Egypt: Neferirkare Kakai, Third King of the Old Kingdom 5th Dynasty

Neferirkare Kakai

by Jimmy Dunn

Neferirkare Kakai

Documenting kings of ancient Egypt can be daunting, particularly with those such as Neferirkara Kakai. We actually know more about one of his officials named Ty, who was the overseer of the pyramid complexes and sun temples under both Neferirkara and other kings, then we do about Neferirkara himself. Much more is known about Neferirkare's brother, Sahure, who ruled Egypt just prior to Neferirkare, and to Shepseskare, who ruled just after him. He was probably the son of Userkaf, the first king of the 5th Dynasty, and a Queen Khntkawes, who's pyramid is situated next to Neferirkara's at Abusir. His immediate successors were also buried at Abusir.

However, Neferirkare's pyramid complex remained unfinished, and its valley temple and causeway were later incorporated by Nyuserra into his own pyramid complex. We also know that he built a Sun Temple, a trend begun by Userkaf. However, no remains of this temple have so far been discovered.

His throne name was Nefer-ir-ka-re (Beautiful is the Soul of Re) while his birth name was Kakai. He was the third king of the Old Kingdom 5th dynasty, ruling from about 2477 until 2467 BC, obviously a very short reign, though Egyptologists argue both the dates for his reign as well as the length of his reign. Neferirkara is notable for two very specific reason. He was the first king to have employed both a prenomen and nomen (he had two names and two cartouches), a custom that later kings would follow. Also, papyrus found in his pyramid complex were written in ink and are the earliest known documents in hieratic script, a cursive form of hieroglyphics.

Neferirkare Kakai

The hieratic papyrus found at his pyramid complex are probably his most notable contributions to Egyptology. They were originally discovered in 1893 by local farmers and consist of 300 papyrus fragments. They remained unpublished for some seventy-five years, even as the first archaeologists were excavating Abusir. Only later did a Czech mission, which explored the site in 1976, take full advantage of these documents.

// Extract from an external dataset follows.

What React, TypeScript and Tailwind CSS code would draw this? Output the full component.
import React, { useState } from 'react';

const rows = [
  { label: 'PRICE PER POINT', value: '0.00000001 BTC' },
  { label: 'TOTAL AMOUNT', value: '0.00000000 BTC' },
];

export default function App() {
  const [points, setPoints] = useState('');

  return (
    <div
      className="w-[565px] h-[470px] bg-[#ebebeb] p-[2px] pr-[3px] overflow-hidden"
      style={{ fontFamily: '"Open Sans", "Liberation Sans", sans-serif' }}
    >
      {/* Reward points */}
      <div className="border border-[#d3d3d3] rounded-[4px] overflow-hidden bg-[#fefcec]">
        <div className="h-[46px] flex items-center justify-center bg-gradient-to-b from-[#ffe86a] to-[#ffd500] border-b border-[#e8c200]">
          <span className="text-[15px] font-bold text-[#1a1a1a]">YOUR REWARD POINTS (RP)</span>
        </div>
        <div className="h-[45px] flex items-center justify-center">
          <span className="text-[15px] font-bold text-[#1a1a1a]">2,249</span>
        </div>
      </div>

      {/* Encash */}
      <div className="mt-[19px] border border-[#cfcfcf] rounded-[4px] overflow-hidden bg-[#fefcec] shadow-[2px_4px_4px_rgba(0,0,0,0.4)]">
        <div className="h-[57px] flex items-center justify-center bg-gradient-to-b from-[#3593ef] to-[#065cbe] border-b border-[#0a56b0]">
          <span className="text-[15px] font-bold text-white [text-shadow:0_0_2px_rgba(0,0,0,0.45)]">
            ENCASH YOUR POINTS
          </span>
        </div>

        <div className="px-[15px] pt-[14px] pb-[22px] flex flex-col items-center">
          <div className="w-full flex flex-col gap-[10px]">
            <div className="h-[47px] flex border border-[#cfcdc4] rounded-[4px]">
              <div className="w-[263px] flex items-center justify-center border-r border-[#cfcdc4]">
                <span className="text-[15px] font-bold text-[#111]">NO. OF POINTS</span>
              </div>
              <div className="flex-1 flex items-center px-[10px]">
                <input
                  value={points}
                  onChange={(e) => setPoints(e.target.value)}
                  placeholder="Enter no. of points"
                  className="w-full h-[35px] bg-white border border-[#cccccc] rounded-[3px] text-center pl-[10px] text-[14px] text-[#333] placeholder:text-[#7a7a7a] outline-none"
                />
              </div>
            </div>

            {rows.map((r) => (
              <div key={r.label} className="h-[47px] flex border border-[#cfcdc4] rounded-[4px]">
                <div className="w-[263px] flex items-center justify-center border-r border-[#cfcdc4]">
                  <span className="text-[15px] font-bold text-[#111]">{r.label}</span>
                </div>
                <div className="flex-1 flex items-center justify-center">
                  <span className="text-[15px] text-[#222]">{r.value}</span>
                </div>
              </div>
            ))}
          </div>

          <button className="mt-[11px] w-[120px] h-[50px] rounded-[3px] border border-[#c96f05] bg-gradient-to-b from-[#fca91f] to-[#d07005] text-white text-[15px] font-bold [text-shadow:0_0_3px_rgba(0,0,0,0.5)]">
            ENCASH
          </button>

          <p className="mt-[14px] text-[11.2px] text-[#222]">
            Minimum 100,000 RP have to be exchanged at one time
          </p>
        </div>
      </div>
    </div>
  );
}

The Neferirkara archive reveals a world of detailed and very professional administration. Elaborate tables provide monthly rosters of duty: for guarding the temple, for fetching the daily income (or 'offerings') and for performing ceremonies including those on the statues, with a special roster for the important Feast of Seker. Similar tables list the temple equipment, item by item and grouped by materials, with details of damage noted at a monthly inspection. Other records of inspection relate to doors and rooms in the temple building. The presentation of monthly income is broken down by substance, source and daily amount. The commodities are primarily types of bread and beer, meat and fowl, corn and fruit. They also mention a mortuary temple of a little-known king, Raneferef, who's tomb was yet to be discovered but thanks to these papyrus, is now known and has yielded significant discoveries.